The disciples understood the need for peace – they themselves had been in desperate need. They were in hiding behind locked doors out of fear right at the moment Jesus made them apostles by sending them to forgive sins. They were cowering without faith one minute, and being sent by Jesus to forgive sins the next minute.
The comfort of this is that absolving sins isn’t effective because the minister has great, strong faith. Absolving sin is effective because Jesus sends His ministers to forgive sins. Jesus tells His ministers to absolve repentant sinners and to retain the sins of the impenitent. It has nothing to do with the person of the minister himself – it is the command of Christ, that is why it is just as valid and certain even in heaven as if our dear Lord dealt with us Himself (SC V). Jesus commands it, and so it is, even if your minister just came from cowering in fear and doubt behind locked doors.
Of course the peace that Jesus gave to His apostles meant that they did not stay in hiding behind locked doors. The peace Jesus gave them meant that they were no longer in fear for their lives. In fact, the apostles went into the Temple to preach the resurrection of Jesus to exactly those Jews from whom they had been hiding.
The book of Acts (4:1-22) tells us that because Peter and John preached in Jesus the resurrection of the dead, the exact same council which had condemned Jesus for blasphemy and brought Him to Pilate for crucifixion had Peter and John arrested. Annas and Caiaphas and the council threatened them and told them to stop speaking and teaching in the name of Jesus. The apostles were thrown into jail since they refused to stop (Acts 5:17-18), but an angel of the Lord released them from prison during the night, and they went right back into the Temple to teach.In response to the threats of the council they simply responded, “We must obey God rather than men.” (Acts 5:29)
The disciples were no longer afraid. In the face of threats and opposition, they only prayed for more boldness to keep preaching the peace of God because of the death and resurrection of Jesus.
Because of the peace that Jesus had given them, they were not afraid of death. Jesus had proved to them and to all of us that He is stronger than death. He has defeated death by His resurrection. We do not have to fear death. Death is but a slumber from which Christ will awaken us.
You have peace. You have peace in spite of illness and death. You have peace in spite of the endless wars the world wages. You have peace in spite of your sin and you have peace in spite of the war waging within your heart. You even have peace in spite of receiving God’s discipline.
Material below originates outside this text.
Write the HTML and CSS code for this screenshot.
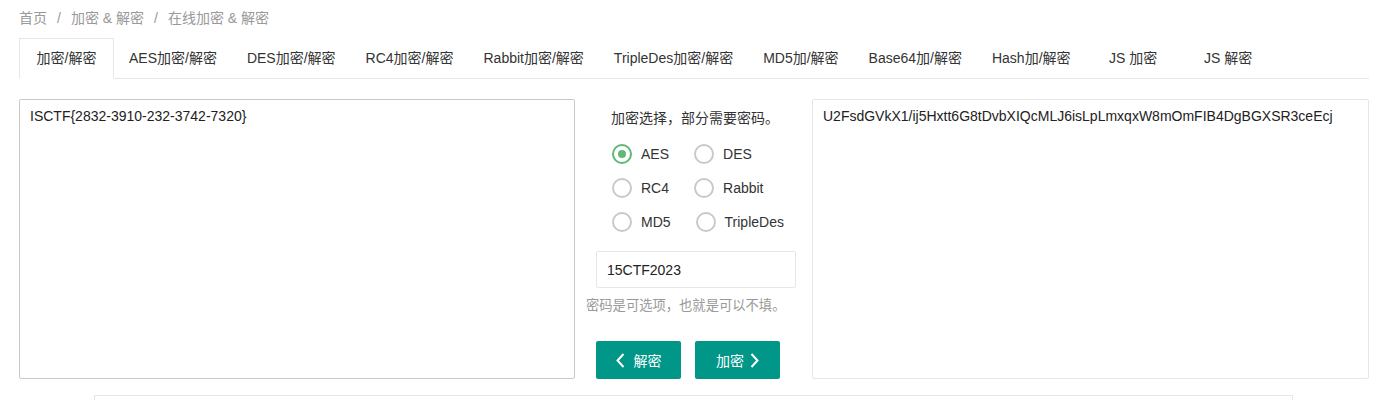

You have peace because Jesus was wounded for your transgressions. You have peace because Jesus rose from the dead and has promised you that you too will rise. You have peace because Jesus still sends His ministers in His stead and by His command to forgive you your sins in the name of the Father, and of the Son, and of the Holy Spirit. Amen.
The peace of God which surpasses all understanding will keep your hearts and your minds in Christ Jesus our Lord. Amen.